Both women graduated from Harvard University (as did their father) and went into the arts. Maya Forbes became a screenwriter, first for “The Larry Sanders Show” and later for movies (“The Rocker”) and TV miniseries (“The Kennedys”). China Forbes is the lead singer for Pink Martini and a longtime Portland resident who has released a solo album and is studying opera.

Their childhood has been a continuing source of inspiration. China Forbes has written a number of songs about it and Maya Forbes’ new movie “Infinitely Polar Bear” is a lightly fictionalized account of their lives during the period when their mother moved to New York.
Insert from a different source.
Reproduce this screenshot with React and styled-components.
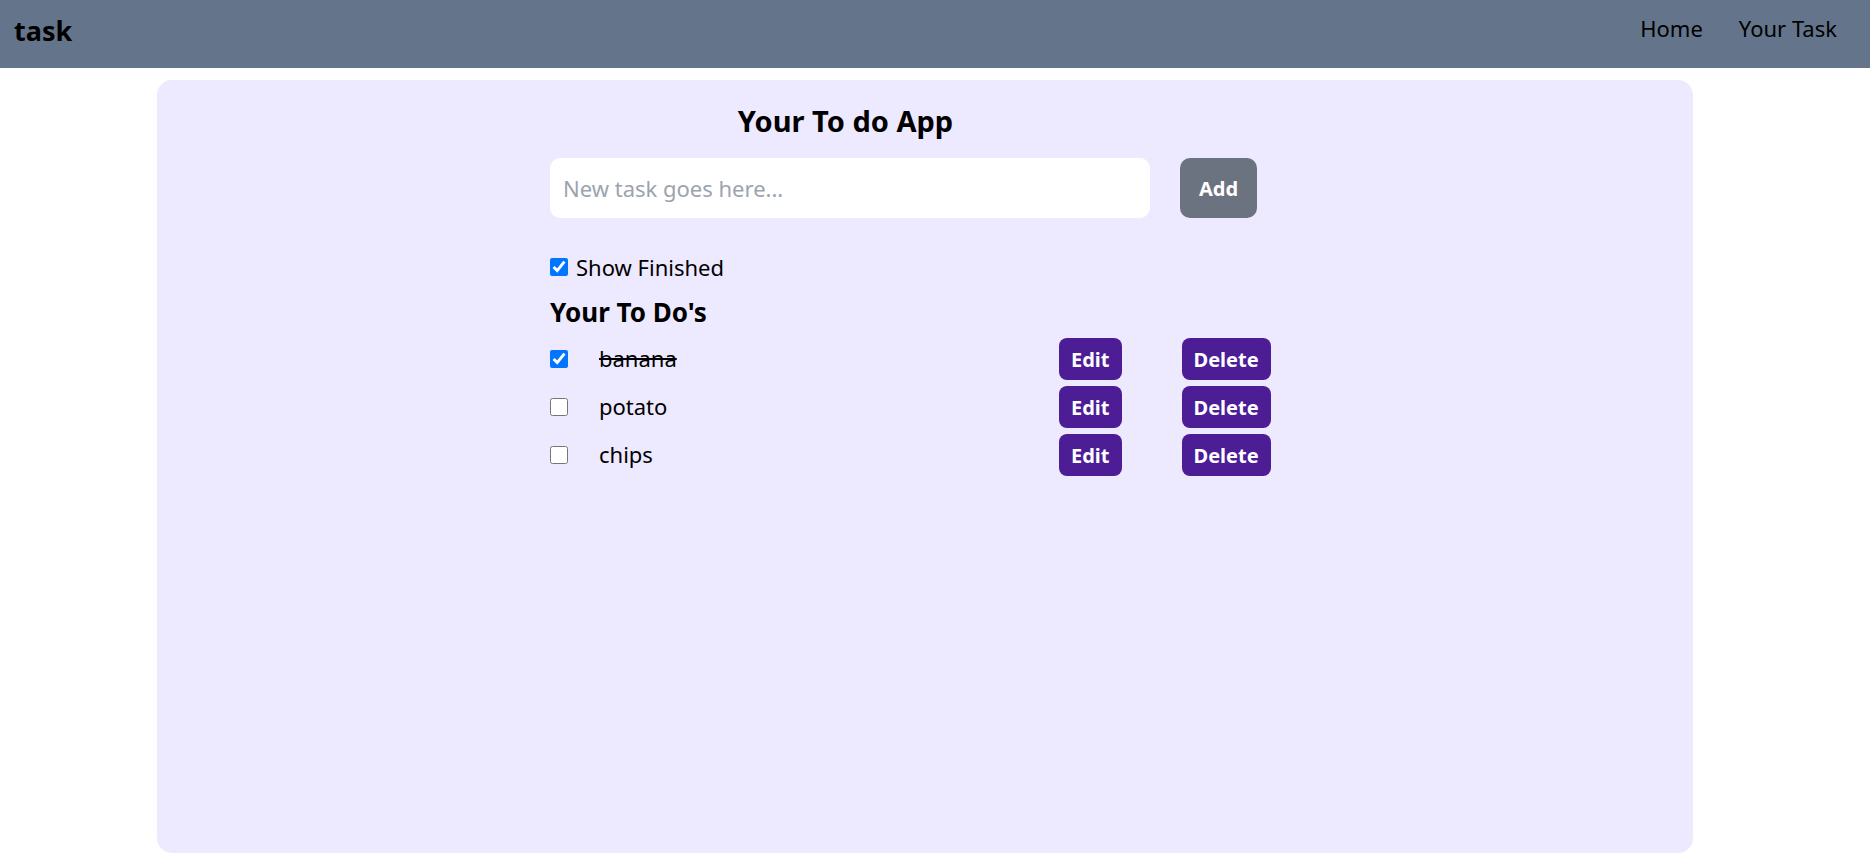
import React, { useState } from 'react';
import styled, { createGlobalStyle } from 'styled-components';

const GlobalStyle = createGlobalStyle`
  * {
    box-sizing: border-box;
  }
  body {
    margin: 0;
    background: #ffffff;
    font-family: "Noto Sans", "Open Sans", sans-serif;
    color: #000000;
  }
`;

const NavBar = styled.nav`
  display: flex;
  justify-content: space-between;
  align-items: flex-start;
  height: 68px;
  padding: 17px 33px 0 14px;
  background: #64748b;
`;

const Brand = styled.span`
  font-size: 27px;
  font-weight: 700;
  line-height: 1;
`;

const NavLinks = styled.ul`
  display: flex;
  gap: 36px;
  margin: 0;
  padding: 0;
  list-style: none;
  font-size: 22px;
  line-height: 1;
`;

const Panel = styled.main`
  width: 1536px;
  min-height: 773px;
  margin: 12px 0 0 157px;
  padding: 21px 0 0 393px;
  border-radius: 15px;
  background: #ede9fe;
`;

const Title = styled.h1`
  width: 591px;
  margin: 0;
  font-size: 29px;
  line-height: 40px;
  font-weight: 700;
  text-align: center;
`;

const AddForm = styled.div`
  display: flex;
  gap: 30px;
  margin-top: 17px;
`;

const TaskInput = styled.input`
  width: 600px;
  height: 60px;
  padding: 0 13px;
  border: none;
  border-radius: 10px;
  background: #ffffff;
  font-family: inherit;
  font-size: 22px;
  outline: none;
  &::placeholder {
    color: #9ca3af;
  }
`;

const Button = styled.button`
  min-width: ${(p) => p.$minWidth || 0}px;
  height: ${(p) => p.$height || 42}px;
  padding: 0 12px;
  border: none;
  border-radius: ${(p) => p.$radius || 8}px;
  background: ${(p) => p.$bg || '#4c1d95'};
  color: #ffffff;
  font-family: inherit;
  font-size: 20px;
  font-weight: 700;
  cursor: pointer;
`;

const ShowFinished = styled.label`
  display: flex;
  align-items: center;
  gap: 8px;
  height: 30px;
  margin-top: 34px;
  font-size: 22px;
`;

const Check = styled.input`
  width: 18px;
  height: 18px;
  margin: 0;
  accent-color: #0075ff;
`;

const ListHeading = styled.h2`
  margin: 13px 0 0;
  font-size: 26px;
  line-height: 34px;
  font-weight: 700;
`;

const List = styled.div`
  display: flex;
  flex-direction: column;
  gap: 6px;
  margin-top: 9px;
`;

const Row = styled.div`
  display: flex;
  align-items: center;
  height: 42px;
`;

const TodoText = styled.span`
  flex: 0 0 460px;
  margin-left: 31px;
  margin-top: -2px;
  font-size: 22px;
  text-decoration: ${(p) => (p.$done ? 'line-through' : 'none')};
`;

const Actions = styled.div`
  display: flex;
  gap: 60px;
`;

const initialTodos = [
  { id: 1, text: 'banana', done: true },
  { id: 2, text: 'potato', done: false },
  { id: 3, text: 'chips', done: false },
];

const App = () => {
  const [todos, setTodos] = useState(initialTodos);
  const [task, setTask] = useState('');
  const [showFinished, setShowFinished] = useState(true);

  const toggle = (id) => {
    setTodos(todos.map((t) => (t.id === id ? { ...t, done: !t.done } : t)));
  };

  const handleAdd = () => {
    if (!task.trim()) return;
    setTodos([...todos, { id: Date.now(), text: task, done: false }]);
    setTask('');
  };

  const handleDelete = (id) => {
    setTodos(todos.filter((t) => t.id !== id));
  };

  const handleEdit = (id) => {
    const item = todos.find((t) => t.id === id);
    setTask(item.text);
    handleDelete(id);
  };

  return (
    <>
      <GlobalStyle />
      <NavBar>
        <Brand>task</Brand>
        <NavLinks>
          <li>Home</li>
          <li>Your Task</li>
        </NavLinks>
      </NavBar>
      <Panel>
        <Title>Your To do App</Title>
        <AddForm>
          <TaskInput
            type="text"
            placeholder="New task goes here..."
            value={task}
            onChange={(e) => setTask(e.target.value)}
          />
          <Button $height={60} $minWidth={77} $radius={10} $bg="#6b7280" onClick={handleAdd}>
            Add
          </Button>
        </AddForm>
        <ShowFinished>
          <Check type="checkbox" checked={showFinished} onChange={() => setShowFinished(!showFinished)} />
          Show Finished
        </ShowFinished>
        <ListHeading>Your To Do's</ListHeading>
        <List>
          {todos
            .filter((t) => showFinished || !t.done)
            .map((t) => (
              <Row key={t.id}>
                <Check type="checkbox" checked={t.done} onChange={() => toggle(t.id)} />
                <TodoText $done={t.done}>{t.text}</TodoText>
                <Actions>
                  <Button onClick={() => handleEdit(t.id)}>Edit</Button>
                  <Button onClick={() => handleDelete(t.id)}>Delete</Button>
                </Actions>
              </Row>
            ))}
        </List>
      </Panel>
    </>
  );
};

export default App;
Mark Ruffalo plays their father, called Cam Stuart in the movie, and Zoe Saldana is their mother. Imogene Wolodarsky, Maya Forbes’ daughter, plays a character based on the young Maya Forbes.
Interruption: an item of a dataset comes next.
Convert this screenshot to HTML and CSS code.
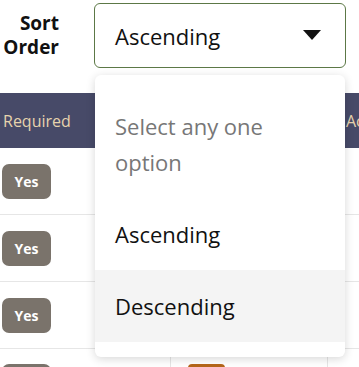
FILE: index.html
```html
<!DOCTYPE html>
<html lang="en">
  <head>
    <meta charset="UTF-8" />
    <meta name="viewport" content="width=device-width, initial-scale=1.0" />
    <link rel="stylesheet" href="styles.css">
  </head>
  <body>
    <div class="page">
      <div class="filter">
        <div class="filter-label">Sort<br />Order</div>
        <div class="select">
          <span>Ascending</span>
          <svg class="caret" width="18" height="10" viewBox="0 0 18 10"><polygon points="0,0 18,0 9,10" fill="#111" /></svg>
        </div>
      </div>

      <div class="menu">
        <div class="menu-item placeholder">Select any one option</div>
        <div class="menu-item">Ascending</div>
        <div class="menu-item active">Descending</div>
      </div>

      <table class="grid">
        <thead>
          <tr>
            <th class="col-1">Required</th>
            <th class="col-2"></th>
            <th class="col-3">Actions</th>
          </tr>
        </thead>
        <tbody>
          <tr>
            <td><span class="badge">Yes</span></td>
            <td></td>
            <td></td>
          </tr>
          <tr>
            <td><span class="badge">Yes</span></td>
            <td></td>
            <td></td>
          </tr>
          <tr>
            <td><span class="badge">Yes</span></td>
            <td></td>
            <td></td>
          </tr>
          <tr class="last">
            <td><span class="badge">Yes</span></td>
            <td><span class="tag"></span></td>
            <td></td>
          </tr>
        </tbody>
      </table>
    </div>
  </body>
</html>
```

FILE: styles.css
```css
body {
  margin: 0;
  padding: 0;
  background-color: #fff;
  font-family: "Open Sans", "Noto Sans", sans-serif;
  color: #1b1b1b;
  overflow: hidden;
}

.page {
  position: relative;
  width: 359px;
  height: 367px;
  overflow: hidden;
}

.filter {
  display: flex;
  align-items: center;
  padding-top: 3px;
  height: 65px;
}

.filter-label {
  width: 59px;
  margin-top: -2px;
  text-align: right;
  font-weight: 700;
  font-size: 19px;
  line-height: 24px;
  color: #111;
}

.select {
  margin-left: 35px;
  width: 252px;
  height: 65px;
  box-sizing: border-box;
  border: 1px solid #5c7846;
  border-radius: 6px;
  display: flex;
  align-items: center;
  justify-content: space-between;
  padding: 0 24px 0 20px;
  font-size: 22px;
  color: #111;
}

.caret {
  display: block;
  margin-top: -2px;
}

/* dropdown list over the table */
.menu {
  position: absolute;
  left: 95px;
  top: 75px;
  width: 250px;
  height: 282px;
  box-sizing: border-box;
  padding: 15px 0;
  background-color: #fff;
  border-radius: 6px;
  box-shadow: 0 2px 10px rgba(0, 0, 0, 0.16);
  z-index: 2;
}

.menu-item {
  padding: 18px 20px;
  font-size: 22px;
  line-height: 36px;
  color: #111;
}

.menu-item.placeholder {
  color: #777;
  padding-right: 40px;
}

.menu-item.active {
  background-color: #f4f4f4;
}

.grid {
  margin-top: 25px;
  width: 359px;
  border-collapse: collapse;
  table-layout: fixed;
}

.grid th {
  height: 55px;
  background-color: #474a68;
  color: #e6d3ad;
  font-weight: 400;
  font-size: 16px;
  text-align: left;
  padding: 0;
}

.grid .col-1 {
  width: 167px;
  padding-left: 3px;
}

.grid .col-2 {
  width: 157px;
}

.grid .col-3 {
  padding-left: 19px;
}

.grid td {
  height: 66px;
  padding: 0 0 0 2px;
  border-bottom: 1px solid #e6e6e6;
  vertical-align: middle;
}

.grid tr.last td {
  border-left: 1px solid #e6e6e6;
  vertical-align: top;
  padding-top: 15px;
}

.grid tr.last td:first-child {
  border-left: none;
}

.badge {
  display: inline-block;
  width: 49px;
  height: 35px;
  line-height: 35px;
  text-align: center;
  border-radius: 7px;
  background-color: #7a736b;
  color: #fff;
  font-weight: 700;
  font-size: 14px;
}

.tag {
  display: inline-block;
  margin-left: 15px;
  width: 37px;
  height: 30px;
  border-radius: 4px;
  background-color: #b5661a;
}
```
China Forbes, left, and her sister Maya Forbes. Maya Forbes wrote and directed "Infinitely Polar Bear," a movie about their childhood. (Wally Wolodarsky)

China Forbes, left, and her sister Maya Forbes. Maya Forbes wrote and directed “Infinitely Polar Bear,” a movie about their childhood. (Wally Wolodarsky)
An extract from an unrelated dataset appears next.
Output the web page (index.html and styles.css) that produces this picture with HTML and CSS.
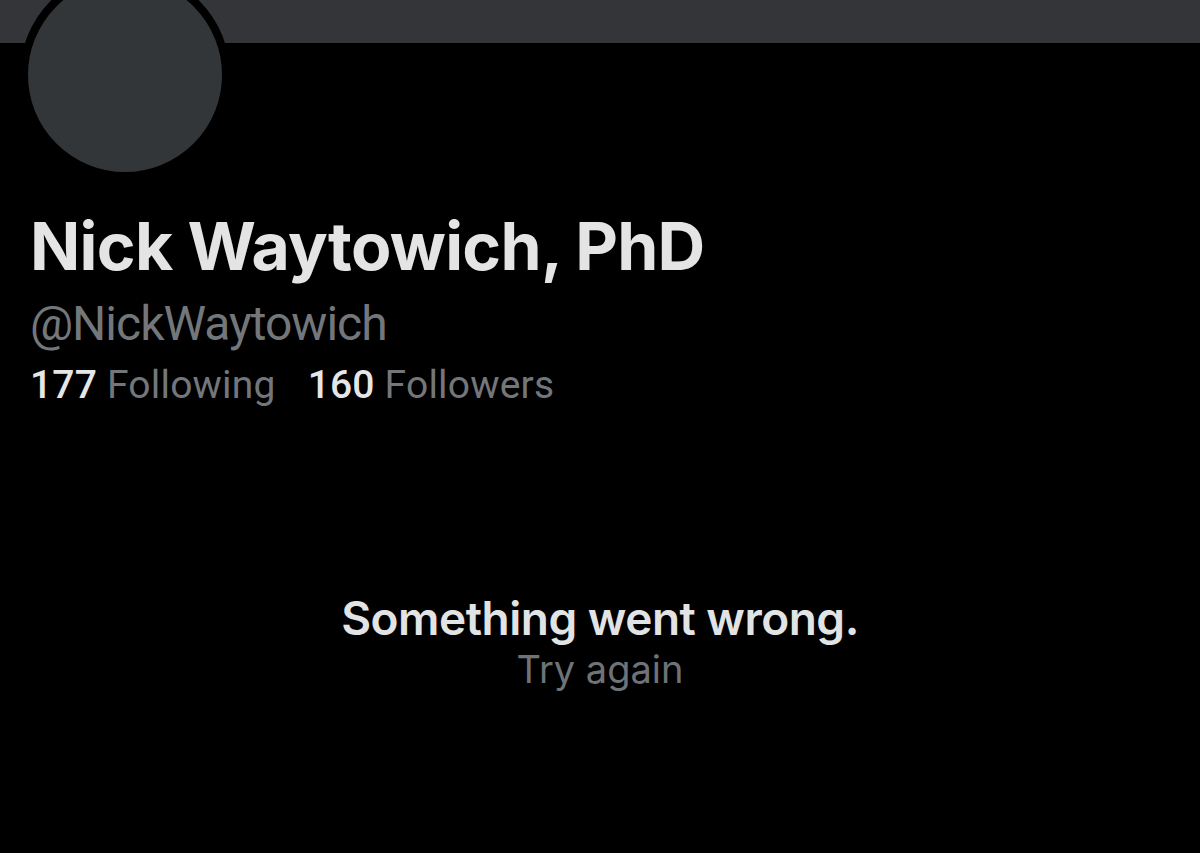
FILE: index.html
```html
<!DOCTYPE html>
<html lang="en">
<head>
    <meta charset="UTF-8">
    <meta name="viewport" content="width=device-width, initial-scale=1.0">
    <title>Nick Waytowich, PhD (@NickWaytowich)</title>
    <link rel="stylesheet" href="styles.css">
</head>
<body>
    <div class="banner"></div>

    <div class="profile">
        <div class="avatar"></div>
        <h1 class="name">Nick Waytowich, PhD</h1>
        <p class="handle">@NickWaytowich</p>
        <div class="stats">
            <span class="stat"><b>177</b> Following</span>
            <span class="stat"><b>160</b> Followers</span>
        </div>
    </div>

    <div class="error">
        <p class="error-title">Something went wrong.</p>
        <p class="error-retry">Try again</p>
    </div>
</body>
</html>
```

FILE: styles.css
```css
/* Basic Reset & Body Styling */
body {
    margin: 0;
    padding: 0;
    background-color: #000;
    color: #e2e3e4;
    font-family: 'Inter', 'Liberation Sans', sans-serif;
    min-height: 100vh;
    overflow: hidden;
}

/* Header banner */
.banner {
    height: 43px;
    background-color: #333538;
}

/* Profile block */
.profile {
    display: flow-root; /* keep the avatar's negative margin inside */
    padding: 0 30px;
}

.avatar {
    width: 194px;
    height: 194px;
    margin-top: -73px;
    margin-left: -10px;
    border-radius: 50%;
    background-color: #333639;
    border: 8px solid #000;
}

.name {
    margin: 31px 0 0;
    font-size: 66px;
    font-weight: 700;
    letter-spacing: -0.7px;
    line-height: 70px;
    color: #e4e4e4;
}

.handle {
    margin: 15px 0 0;
    font-family: 'Roboto', 'Liberation Sans', sans-serif;
    font-size: 48px;
    font-weight: 400;
    line-height: 56px;
    letter-spacing: -1px;
    color: #73777b;
}

.stats {
    display: flex;
    gap: 32px;
    margin-top: 8px;
    font-family: 'Roboto', 'Liberation Sans', sans-serif;
    font-size: 39px;
    line-height: 50px;
    letter-spacing: 0.2px;
    color: #73777b;
}

.stat b {
    color: #e6e6e6;
    font-weight: 500;
}

/* Error message */
.error {
    margin-top: 181px;
    text-align: center;
}

.error-title {
    margin: 0;
    font-size: 46px;
    font-weight: 600;
    line-height: 54px;
    letter-spacing: -0.5px;
    color: #e2e3e4;
}

.error-retry {
    margin: 0;
    font-size: 38px;
    line-height: 48px;
    color: #6f7377;
}
```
The Forbes sisters laughed easily and teased each other affectionately in a joint interview. Maya Forbes started by talking about how long she worked on the script and got it made with the help of J.J. Abrams, the “Star Wars” director.

“I worked on it and worked on it and tried to get the tone right,” Maya Forbes said. “I wanted a tone that would be both poignant and have a lot of pathos to it but also humor. That took me many years, working on it not consistently but working on it and setting it aside, working on it and setting it aside.

“When it was finally finished I got it to J.J. Abrams, who embraced it and wanted to help get it made. Then we got Mark Ruffalo attached and it took some years to get the financing before we finally shot the film.”

I asked Maya Forbes if it was hard to put her feelings aside and write about herself as a character in a movie.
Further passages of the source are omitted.